Ehrlich gesagt, haben mich die ersten Seiten sehr an die Ästhetik des Zeit-Magazins erinnert, das hat mich gestört. Diese Mischung aus Hochkultur und Kleinigkeitenkult. Pflaumenhaut, Mozarts Requiem, eine Kaffeepackung, Latein, eine Cocktailparty auf Eichenparkett, der Mond, der Samtbezug auf einem Hocker, verschiedene Nagellackfarben. Dann aber mischte sich immer mehr Leben in die Erzählung, und ich verliebte mich ein bisschen in das Buch. (Im Zeit-Magazin kommt ja dann auch irgendwann das Sudoku und das Rätsel. Das Beste, meistens. Nicht immer.)
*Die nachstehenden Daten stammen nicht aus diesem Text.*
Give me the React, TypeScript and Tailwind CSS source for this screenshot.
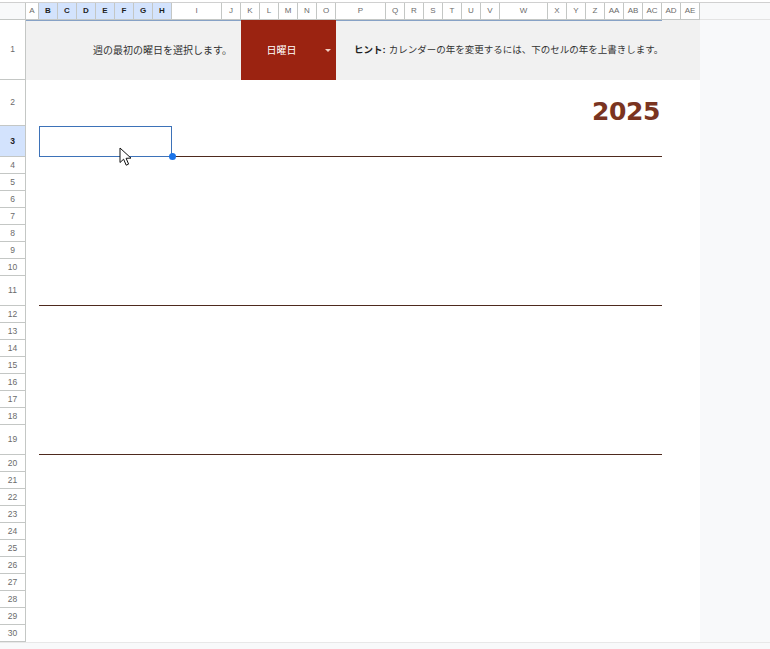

„Die Schüchternheit der Pflaume“ ist eigentlich kein Roman, sondern ein Gedicht auf 318 Seiten. Es ist so voller ungewohnt fragiler und bildreicher Sprache, dass man beim Lesen fast reizüberflutet wird. Ein Sinnesporno. Im positiven Sinne.

Die Ich-Erzählerin ist eine junge, bekannte Musikerin, deren Namen man nicht erfährt, und die einfach ihren Tag erzählt. „Sie weiß ihren Namen selbst nicht“, sagt Fee Katrin Kanzler auf der Lesung. (Ich musste ein bisschen an Sophie Hunger denken.) Und, dass ihre Hauptfigur „schon etwas psychisch angeknackst“ ist, ein „überfettes Ego“ hat und „eigentlich nicht sympathisch“ ist, so wie sie sich „bei den Männern bedient“. Ehrlich gesagt finde ich sie bisher sehr sympathisch, aber vielleicht hab ich auch noch nicht weit genug gelesen. Ich liebe die Szene in den Kapiteln „Mandelseife“ und „Kirschkerne“, wo sie auf einen ihrer Männer sauer ist und ihm einen Bleistift in die Brust rammen will, dann aber doch nur seine Brusttasche vom Hemd abreißt („Das ist besser.“) und mit ihm in der Badewanne Sex hat. „Dein Sperma wirbelt als kleiner Cirrus durch den Abfluss.“

Ob es schwierig gewesen sei, die Figur nach dem Schreiben loszulassen, fragt die Moderatorin der Lesung. „Nee“, sagt Fee Katrin Kanzler, „es hat eher gut getan.“ Vier Jahre habe sie an dem Buch geschliffen, dann sei es gut gewesen, es abzugeben.

Ja, das war gut, weil jetzt kann ich es lesen.